The New Zealand Dollar outperformed its Aussie cousin in the first part of last week before reversing all the gains and more in the final two days. On Wednesday, as the USD slide accelerated and deepened after the Mnuchin comments in Davos, NZD/USD hit a high around 0.7430; the first time it had been on a US 74 cents ‘big figure’ since early-August 2017. After a much weaker than expected set of CPI numbers, however, the NZD went into reverse. NZD/USD immediately tumbled a full cent to around 0.7325 and then on to a low Thursday around 0.7290 with AUD/NZD back up to 1.09 then 1.10.

To recap, the median published estimates were for a quarterly increase in CPI of 0.4% which would have left the annual rate at 1.9%. Instead, StatsNZ reported that prices rose just 0.1% in the December 2017 quarter to take the annual rate down to 1.6%. Local analysts pushed out their expectations for the next Reserve Bank of New Zealand rate hike to mid-2019, whilst amongst the offshore banks Morgan Stanley noted “the weakness seen in 4Q inflation should see the RBNZ on-hold over 1H18, possibly with an added emphasis on the need for a weaker currency”.

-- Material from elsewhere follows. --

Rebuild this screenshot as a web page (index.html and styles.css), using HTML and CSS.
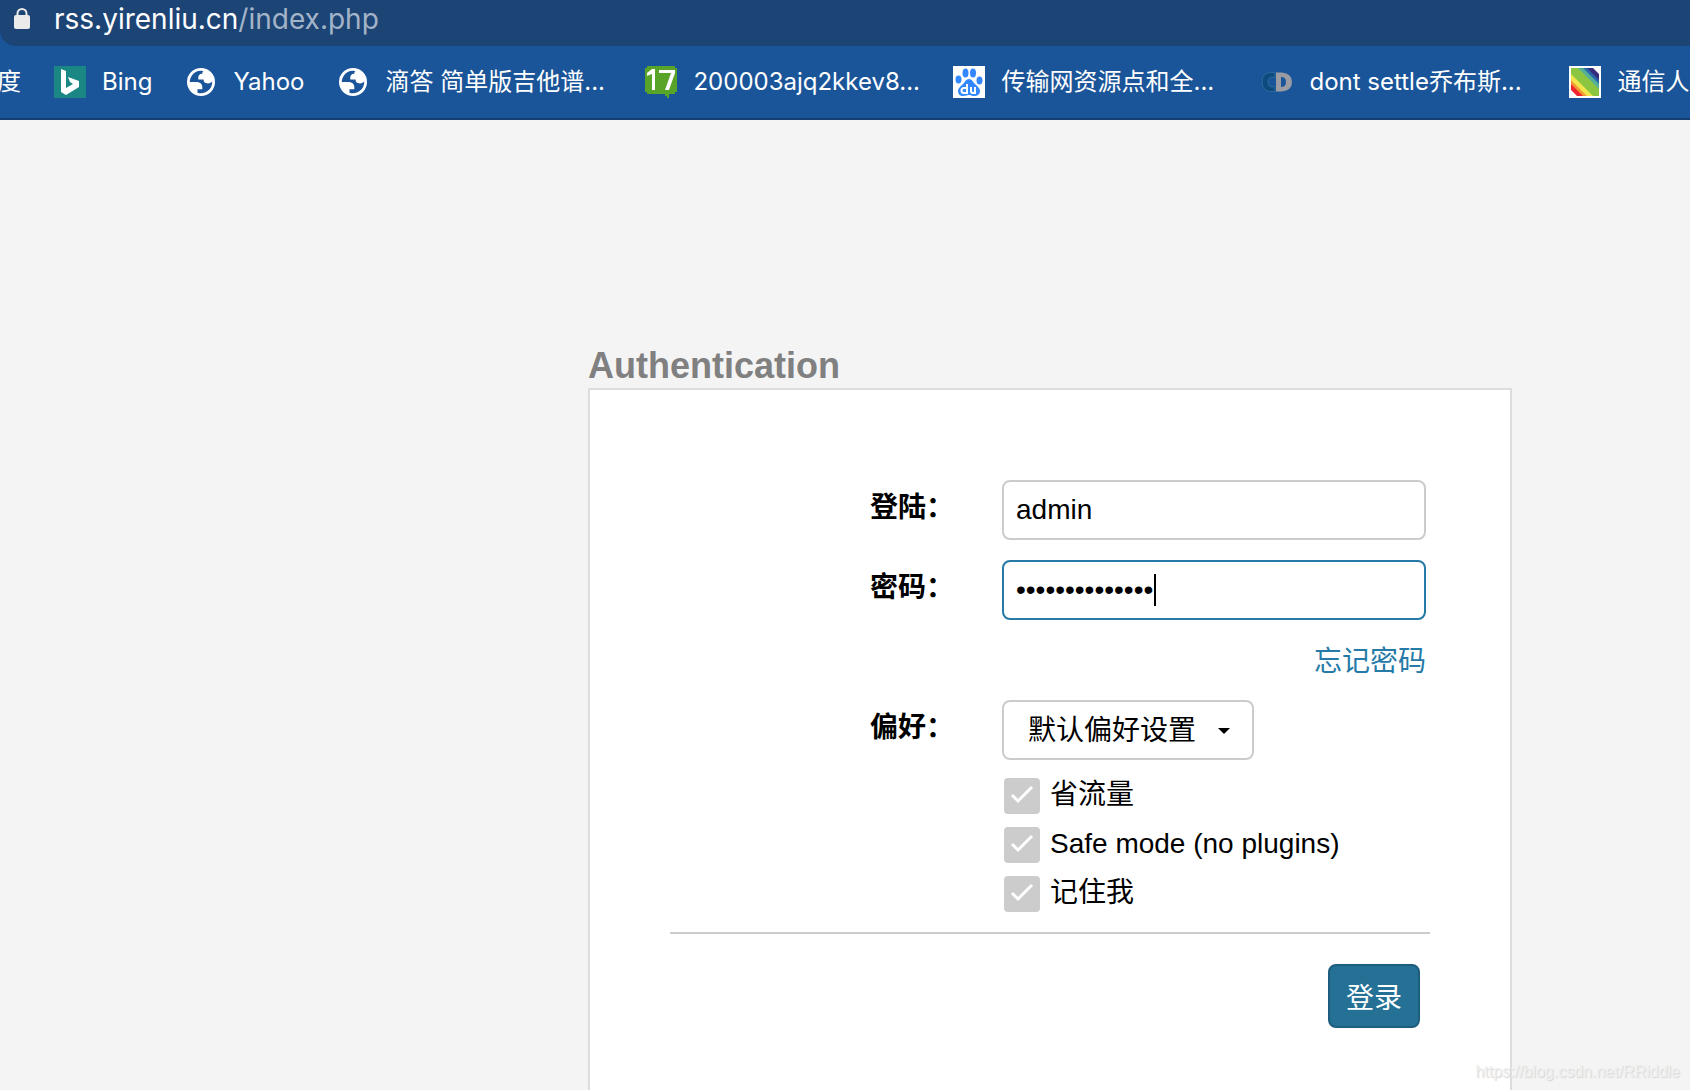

There’s plenty of data to be released locally this coming week. December trade figures on Tuesday should rebound from a very poor performance in November whilst on the housing market, Friday brings building consents. On Thursday we have the ANZ job advertising figures and at the end of the week, the always fascinating numbers on net migration and visitor arrivals. The New Zealand Dollar opens this Monday morning in Europe at USD0.7335 and GBP/NZD1.9265.